Saturday, May 25, 2013
Small moments add up to big changes in our children’s lives
It happened overnight, without warning. Our 11-year-old daughter’s feet grew one size bigger than mine. When she told me she needed new shoes we went to have her feet measured, and when the woman announced the size I immediately told her that she must be wrong. (Bless her heart … she has to put up with crazy moms like me every day, I’m sure.)
I was completely caught off guard. When did this happen? Just at Christmas she was wearing a size smaller than me, but in a few short months’ time she now surpasses me in shoe size.
It wasn’t the fact that her feet grew bigger than mine that got to me; it was the fact that I didn’t realize that the day before was the last day she’d be smaller than me in every way.
There are so many events in our lives as parents that are milestones, and their celebrations mark their passing: birthdays, graduations, driver’s test, a kid’s last summer home before college…
But there are equally important milestones that come and go without fanfare, which makes the passing a little harder for me to handle.
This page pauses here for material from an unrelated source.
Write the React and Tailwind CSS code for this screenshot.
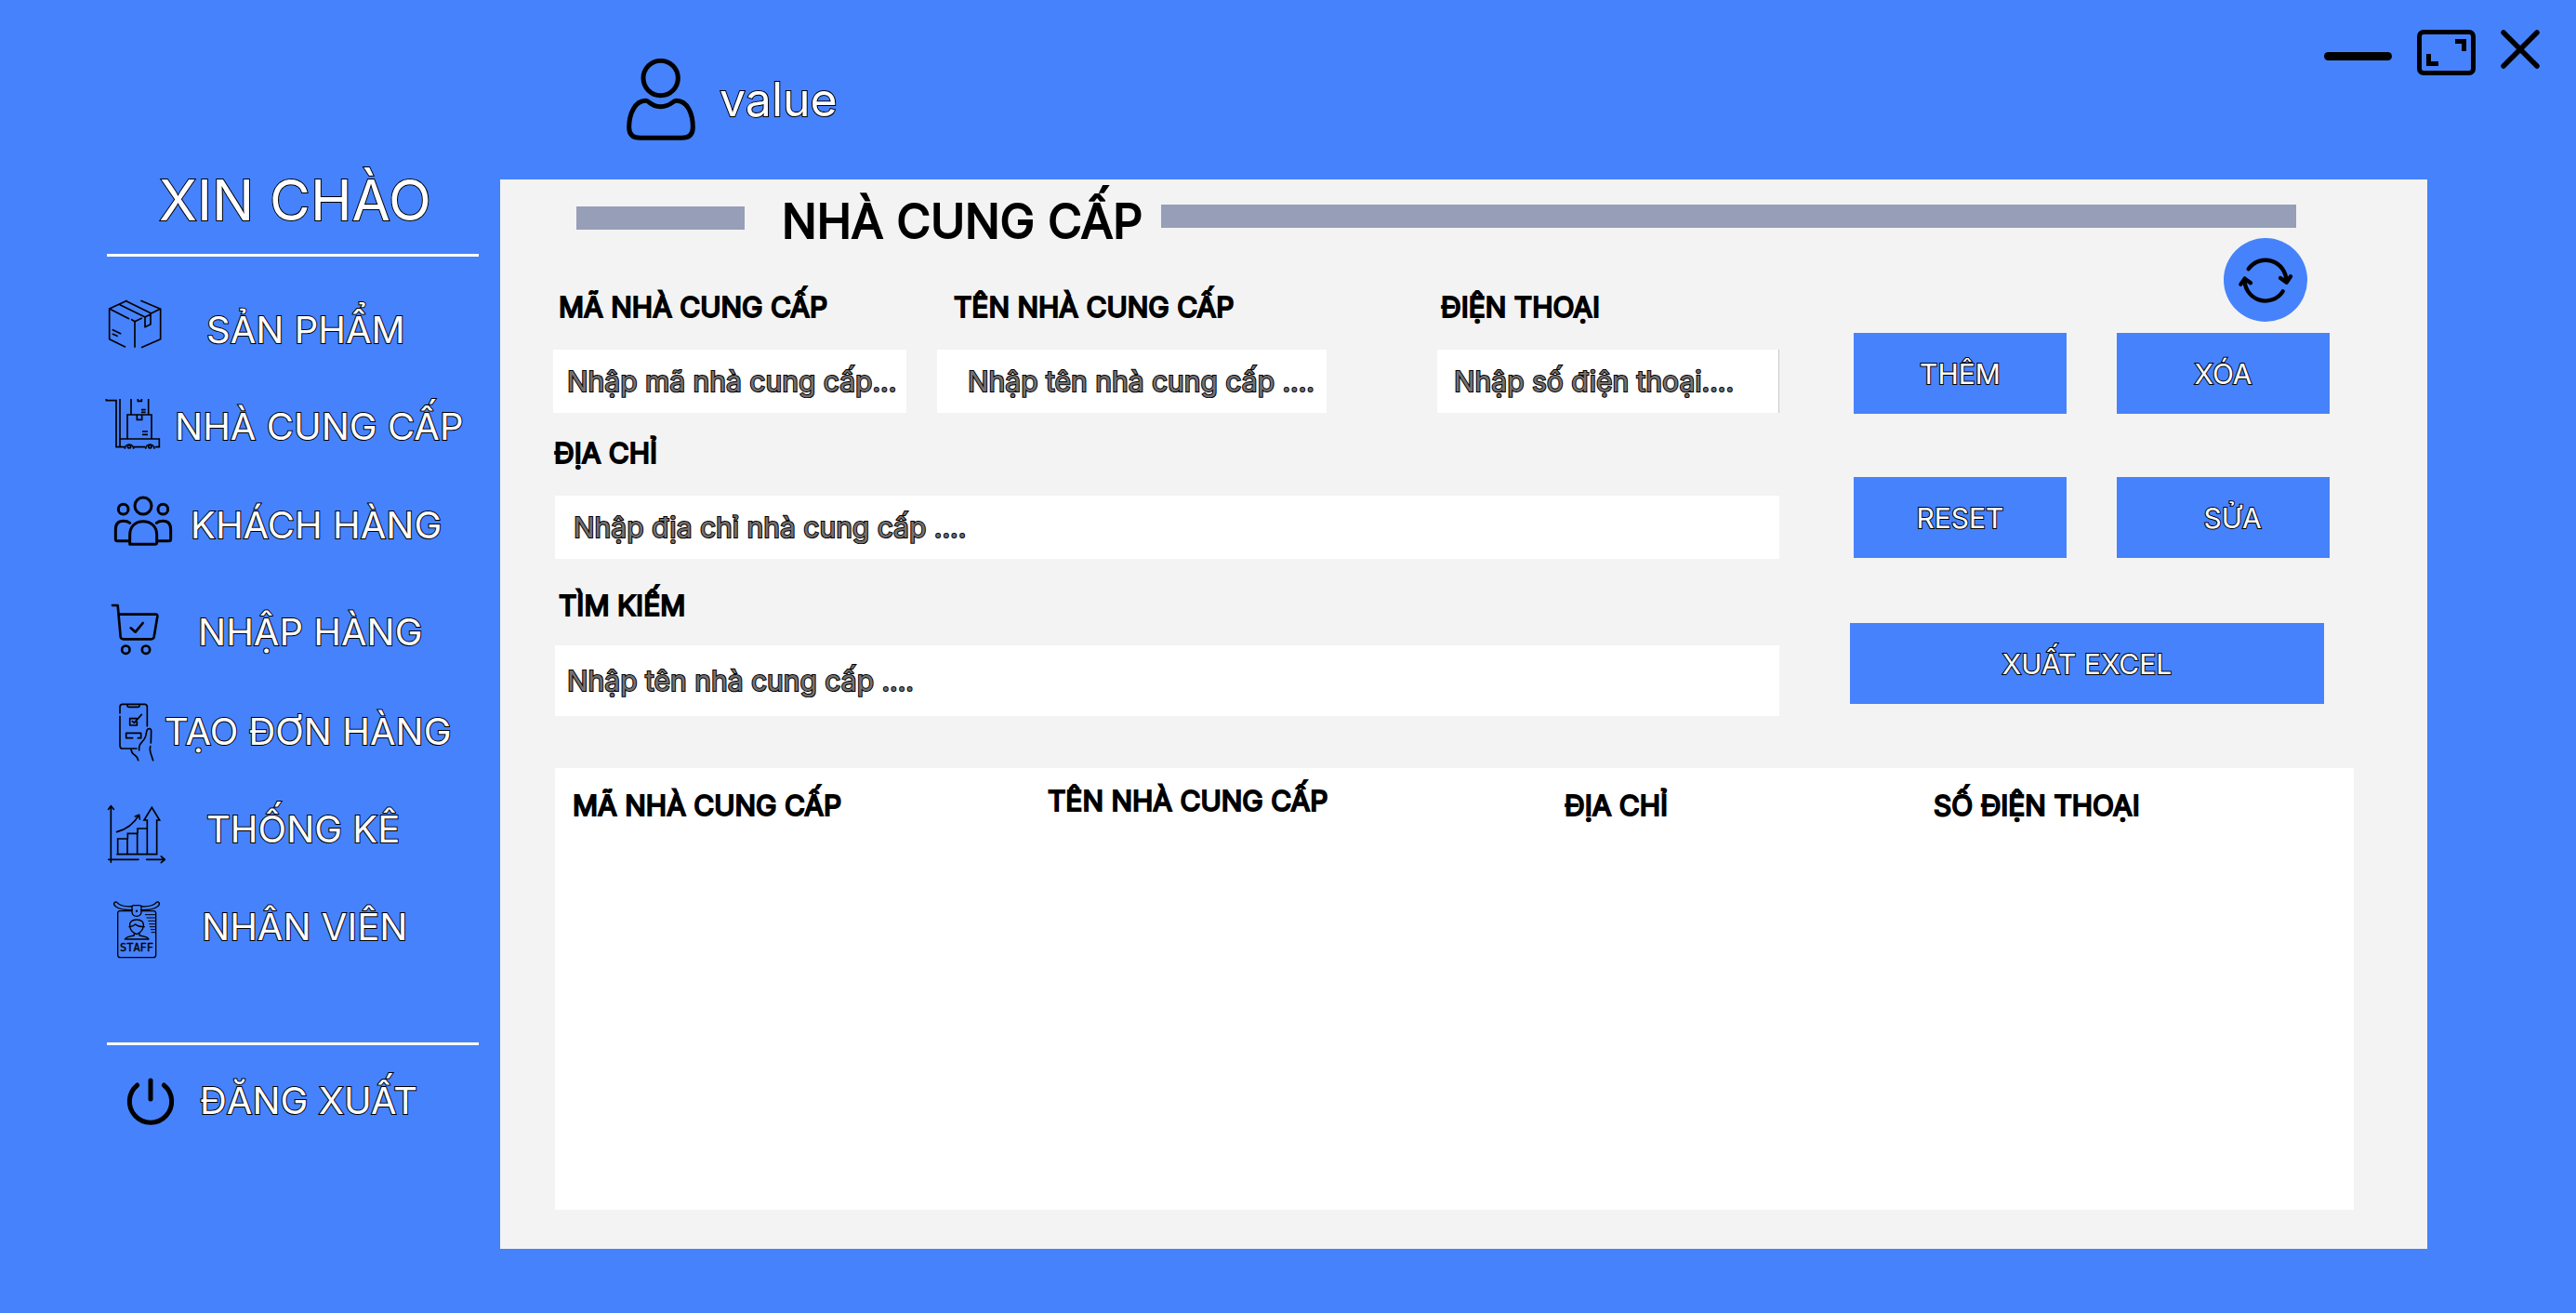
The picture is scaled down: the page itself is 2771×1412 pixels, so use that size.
const outline = "text-white [-webkit-text-stroke:2px_black] [paint-order:stroke_fill]";
const inked = "text-black [-webkit-text-stroke:2px_black] [paint-order:stroke_fill]";
const field =
  "w-full min-w-0 bg-white text-[30px] leading-10 text-black outline-none placeholder:text-[#757171] placeholder:opacity-100 [-webkit-text-stroke:2px_black] [paint-order:stroke_fill]";

function Glyph({ box, width = 5, className = "size-16", children }) {
  return (
    <svg
      viewBox={box}
      className={`${className} shrink-0 overflow-visible`}
      fill="none"
      stroke="black"
      strokeWidth={width}
      strokeLinecap="round"
      strokeLinejoin="round"
      aria-hidden="true"
    >
      {children}
    </svg>
  );
}

const BoxIcon = () => (
  <Glyph box="75 489 192 192" width={5}>
    <path strokeLinecap="butt" d="M135 640 83 614V516L140 490M184 490l64 27v97l-62 27M165 641V557" />
    <path d="m83 516 63 32M155 551l10 6 22-10M117 503l81 40 18-9M137 491l81 40M198 543v32l18-9v-34l31-15M94 584l25 12M94 598l14 6" />
  </Glyph>
);

const TrolleyIcon = () => (
  <Glyph box="75 801 192 192" width={5}>
    <path strokeLinecap="butt" strokeLinejoin="miter" d="M73 807v5h32v150h27M117 807v129h127v26h-14M162 962h36M153 807v50M209 807v50M141 936v-78h78v78M172 858v16h16v-16M175 807v7h12v-7M186 842h14M186 850h14M189 912h18M189 922h18M117 936v26" />
    <path strokeLinecap="butt" d="M133 968a14 14 0 1 1 28 0M200 968a14 14 0 1 1 28 0" />
    <circle cx="147" cy="961" r="5" />
    <circle cx="214" cy="961" r="5" />
  </Glyph>
);

const PeopleIcon = () => (
  <Glyph box="75 99 192 192" width={9}>
    <circle cx="192" cy="132" r="27" />
    <circle cx="128" cy="143" r="16" />
    <circle cx="256" cy="143" r="16" />
    <path d="M149 256V226c0-28 18-44 43-44s44 16 44 44v24q0 6-6 6h-76q-5 0-5-5M149 245h-40q-6 0-6-6v-30c0-20 10-28 25-28 9 0 16 2 21 6M236 245h39q6 0 6-6v-30c0-20-10-28-25-28-9 0-16 2-21 6" />
  </Glyph>
);

const CartIcon = () => (
  <Glyph box="75 444 192 192" width={8}>
    <path d="M93 453h17l9 101q1 8 9 8h90q7 0 9-7l11-66q1-7-6-7H114M152 526l15 13 24-29" />
    <circle cx="136" cy="596" r="12.5" />
    <circle cx="201" cy="596" r="12.5" />
  </Glyph>
);

const PhoneIcon = () => (
  <Glyph box="75 765 192 192" width={5}>
    <path d="M117 801v-20q0-8 7-9h74q7 1 7 9v62M117 811v94q0 10 9 10h45M141 772v4q0 5 6 5h28q5 0 5-5v-4M171 818h-22v22h23v-12M157 827l6 5 24-27M158 881h-21v-16h48v16h-10" />
    <path d="M179 920v-9q2-11 10-18 7-7 11-18l4-19q3-6 9-5 5 1 5 6l-1 40M215 908q-3 11 1 21l8 24M153 918q3 14 12 18 9 6 11 17" />
  </Glyph>
);

const ChartIcon = () => (
  <Glyph box="75 60 192 192" width={5}>
    <path d="M88 262V80M80 91l8-11 9 11M80 253h97M203 253h59M250 243l12 10-12 10M107 164q48-13 71-54M166 114l13-5 2 14" />
    <path strokeLinejoin="miter" d="M110 236v-50h31v50M142 186v-17h31v67M174 169v-16h31v83M205 153v-27h-10l25-41 25 41h-9v110H108" />
  </Glyph>
);

const BadgeIcon = () => (
  <Glyph box="75 375 192 192" width={4}>
    <path d="M156 404q-34 3-48-12-5-5-9 0-4 6 4 12 14 12 54 12M186 404q34 3 48-12 5-5 9 0 4 6-4 12-14 12-54 12" />
    <path d="M156 405q0-4 5-4h20q5 0 5 4v18q-1 12-15 13-14-1-15-13zM156 419h-40q-6 1-6 8v133q0 9 8 9h107q8 0 8-9V427q0-7-6-8h-40" />
    <circle cx="171" cy="419" r="1.5" />
    <path d="M149 468c-2-14 7-21 22-21s24 7 22 21M147 470q12-1 20-8 8 8 29 8M149 470q4 18 22 24 17-6 22-24M163 491v7l-18 4q-9 3-12 8h77q-3-6-12-8l-18-4v-7" />
    <path strokeWidth="3" d="M199 431h31M204 441h26M209 451h21M212 461h18M214 470h16M217 479h13M219 488h11" />
    <text
      x="171"
      y="550"
      textAnchor="middle"
      fill="black"
      strokeWidth="1"
      fontFamily="'DejaVu Sans Mono', monospace"
      fontSize="36"
    >
      STAFF
    </text>
  </Glyph>
);

const PowerIcon = () => (
  <Glyph box="75 936 192 192" width={15}>
    <path d="M216 966v60M173 981a68 68 0 1 0 86 0" />
  </Glyph>
);

const menu = [
  { label: "SẢN PHẨM", Icon: BoxIcon, row: "mt-[47px]", gap: "ml-[43px]" },
  { label: "NHÀ CUNG CẤP", Icon: TrolleyIcon, row: "mt-10", gap: "ml-[9px]" },
  { label: "KHÁCH HÀNG", Icon: PeopleIcon, row: "mt-[42px]", gap: "ml-[26px]" },
  { label: "NHẬP HÀNG", Icon: CartIcon, row: "mt-[51px]", gap: "ml-[34px]" },
  { label: "TẠO ĐƠN HÀNG", Icon: PhoneIcon, row: "mt-[43px]", gap: "-ml-0.5" },
  { label: "THỐNG KÊ", Icon: ChartIcon, row: "mt-[41px]", gap: "ml-[43px]" },
  { label: "NHÂN VIÊN", Icon: BadgeIcon, row: "mt-[41px]", gap: "ml-[38px]" },
];

function MenuLink({ label, Icon, row, gap }) {
  return (
    <a href="#" className={`flex h-16 items-center whitespace-nowrap text-[40px] leading-[64px] ${outline} ${row}`}>
      <Icon />
      <span className={gap}>{label}</span>
    </a>
  );
}

function Sidebar() {
  return (
    <aside className="w-[538px] shrink-0 pl-[115px] pr-[23px] pt-[175px]">
      <p className={`pl-14 text-[60px] leading-[80px] ${outline}`}>XIN CHÀO</p>
      <hr className="mt-[18px] h-[3px] border-0 bg-white" />
      <nav>
        {menu.map((item) => (
          <MenuLink key={item.label} {...item} />
        ))}
      </nav>
      <hr className="mt-[92px] h-[3px] border-0 bg-white" />
      <MenuLink label="ĐĂNG XUẤT" Icon={PowerIcon} row="mt-7" gap="ml-9" />
    </aside>
  );
}

function TopBar() {
  return (
    <header className="flex h-[193px] items-start justify-between pl-[136px] pr-[39px]">
      <div className="flex items-center pt-[63px]">
        <svg viewBox="0 0 222 264" className="h-[88px] w-[74px]" fill="none" stroke="black" strokeWidth="15" strokeLinejoin="round" aria-hidden="true">
          <circle cx="110" cy="63" r="56" />
          <path d="M62 136c13 0 14 19 48 19s37-19 50-19C198 136 214 180 214 222q0 34-36 34H44Q8 256 8 222C8 180 26 136 62 136z" />
        </svg>
        <span className={`ml-[26px] text-[50px] leading-[60px] ${outline}`}>value</span>
      </div>
      <div className="flex items-start pt-8">
        <button type="button" aria-label="Thu nhỏ" className="mr-[27px] mt-6">
          <svg viewBox="0 0 73 9" className="h-[9px] w-[73px]">
            <rect width="73" height="9" rx="4.500" />
          </svg>
        </button>
        <button type="button" aria-label="Phóng to" className="mr-[27px]">
          <svg viewBox="0 0 63 49" className="h-[49px] w-[63px]" fill="none" stroke="black" strokeWidth="5">
            <rect x="2.500" y="2.500" width="58" height="44" rx="4.500" />
            <path d="M41 12.500h9.500V23M12.500 26v10.500H23" />
          </svg>
        </button>
        <button type="button" aria-label="Đóng">
          <svg viewBox="0 0 42 42" className="size-[42px]" fill="none" stroke="black" strokeWidth="5.500" strokeLinecap="round">
            <path d="m3 3 36 36M39 3 3 39" />
          </svg>
        </button>
      </div>
    </header>
  );
}

function SupplierForm() {
  const label = `block text-[30px] leading-10 whitespace-nowrap ${inked}`;
  return (
    <form className="flex-1 pt-[54px]">
      <div className="grid grid-cols-[380fr_33fr_419fr_119fr_368fr]">
        <div>
          <label htmlFor="code" className={`${label} pl-1.5`}>MÃ NHÀ CUNG CẤP</label>
          <input id="code" type="text" placeholder="Nhập mã nhà cung cấp..." className={`${field} mt-[26px] h-[68px] pl-[15px]`} />
        </div>
        <div className="col-start-3">
          <label htmlFor="name" className={`${label} pl-[18px]`}>TÊN NHÀ CUNG CẤP</label>
          <input id="name" type="text" placeholder="Nhập tên nhà cung cấp ...." className={`${field} mt-[26px] h-[68px] pl-[33px]`} />
        </div>
        <div className="col-start-5">
          <label htmlFor="phone" className={`${label} pl-1`}>ĐIỆN THOẠI</label>
          <input id="phone" type="text" placeholder="Nhập số điện thoại...." className={`${field} mt-[26px] h-[68px] border-r border-[#c8c8c8] pl-[18px]`} />
        </div>
      </div>
      <label htmlFor="address" className={`${label} mt-[23px] pl-px`}>ĐỊA CHỈ</label>
      <div className="pl-0.5">
        <input id="address" type="text" placeholder="Nhập địa chỉ nhà cung cấp ...." className={`${field} mt-[26px] h-[68px] pl-5`} />
      </div>
      <label htmlFor="search" className={`${label} mt-[30px] pl-1.5`}>TÌM KIẾM</label>
      <div className="pl-0.5">
        <input id="search" type="search" placeholder="Nhập tên nhà cung cấp ...." className={`${field} mt-[23px] h-[76px] pl-[13px]`} />
      </div>
    </form>
  );
}

function Actions() {
  const button = `h-[87px] bg-[#4682fb] text-[30px] leading-10 ${outline}`;
  return (
    <div className="ml-[76px] flex w-[516px] shrink-0 flex-col">
      <button type="button" aria-label="Làm mới" className="mr-6 flex size-[90px] items-center justify-center self-end rounded-full bg-[#4682fb]">
        <svg viewBox="36 18 270 270" className="size-[90px]" fill="none" stroke="black" strokeWidth="13" strokeLinecap="round" strokeLinejoin="round" aria-hidden="true">
          <path d="M116 118A67 67 0 0 1 238 158M219 147l20 14 13-19M227 190A67 67 0 0 1 104 148M91 167l13-18 19 14" />
        </svg>
      </button>
      <div className="mt-3 grid grid-cols-2 gap-x-[54px] gap-y-[68px] pl-1">
        <button type="button" className={button}>THÊM</button>
        <button type="button" className={button}>XÓA</button>
        <button type="button" className={button}>RESET</button>
        <button type="button" className={`${button} pl-5`}>SỬA</button>
      </div>
      <button type="button" className={`${button} mr-1.5 mt-[70px]`}>XUẤT EXCEL</button>
    </div>
  );
}

function SupplierTable() {
  const head = `h-20 pl-[19px] text-left text-[30px] font-normal leading-10 whitespace-nowrap ${inked}`;
  return (
    <div className="ml-[59px] mr-[79px] mt-14 flex-1 bg-white">
      <table className="w-full table-fixed">
        <thead>
          <tr>
            <th scope="col" className={`${head} w-[511px]`}>MÃ NHÀ CUNG CẤP</th>
            <th scope="col" className={`${head} w-[556px] pb-2.5`}>TÊN NHÀ CUNG CẤP</th>
            <th scope="col" className={`${head} w-[397px]`}>ĐỊA CHỈ</th>
            <th scope="col" className={head}>SỐ ĐIỆN THOẠI</th>
          </tr>
        </thead>
        <tbody />
      </table>
    </div>
  );
}

export default function App() {
  return (
    <div className="flex min-h-screen w-full bg-[#4682fb] font-['Inter',sans-serif]">
      <Sidebar />
      <div className="flex min-w-0 flex-1 flex-col pb-[69px]">
        <TopBar />
        <main className="mr-40 flex flex-1 flex-col bg-[#f3f3f3] pb-[42px]">
          <div className="flex h-[63px] items-center pl-[82px] pr-[141px] pt-4">
            <div className="mt-1 h-[25px] w-[181px] bg-[#979eb8]" />
            <h1 className={`ml-10 pt-[11px] text-[50px] leading-[60px] whitespace-nowrap ${inked}`}>NHÀ CUNG CẤP</h1>
            <div className="ml-5 h-[25px] flex-1 bg-[#979eb8]" />
          </div>
          <div className="flex items-start pl-[57px] pr-[105px]">
            <SupplierForm />
            <Actions />
          </div>
          <SupplierTable />
        </main>
      </div>
    </div>
  );
}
I think it’s because they lack a sense of closure, a rite of passage.
For example, I still remember the evening not long ago when I realized that our sleepy seven-year-old daughter was too big for me to carry from our bed to her own bed. I wish someone would have caught me the time before that and whispered in my ear, “This is the last time you’ll ever carry her in your arms like a little girl again. Enjoy every minute of it.”
On Mother’s Day a few years ago we went on a hike up the Umpqua Trail. In each family picture that day, our son had his arm around the top of my shoulder, forcing me to admit that he was officially taller than me. And yet we don’t throw a party and bake a cake celebrating “The day Nathaniel reached 5’8”!”
I truly believe that the less our kids need their father and me as they get older the better job of parenting we’re doing. All I’m saying is that I wish there were an early warning system in place that would notify me, “This is the last diaper you’re ever going to change because she’ll be fully potty trained tomorrow” … “This is the last day with training wheels because he’s going to learn to ride without them after dinner” … “This is the last bottle you’ll ever prepare because she’s graduating to a sippy cup” … or “This is the last time you’ll read ‘Goodnight Moon’ (even if you’ve already read it 4,520 times) to this little person on your lap who calls you ‘mommy.’”
Time marches on and in between the hours great changes are occurring in our children. I simply want to learn to embrace those in-between moments more, because I don’t know if they’ll ever come around again.
I love what C.S. Lewis wrote in his book “The Four Loves” and I think it’s applicable to the love I feel toward my kids: “To love at all is to be vulnerable. Love anything and your heart will be wrung and possibly broken."
So, as I move forward with birthdays, holidays, violin concerts, family vacations and high school graduations, I hope and pray that my heart stays soft, even when it feels like it might break at the loveliness of it all. Carpe Diem … seize the day.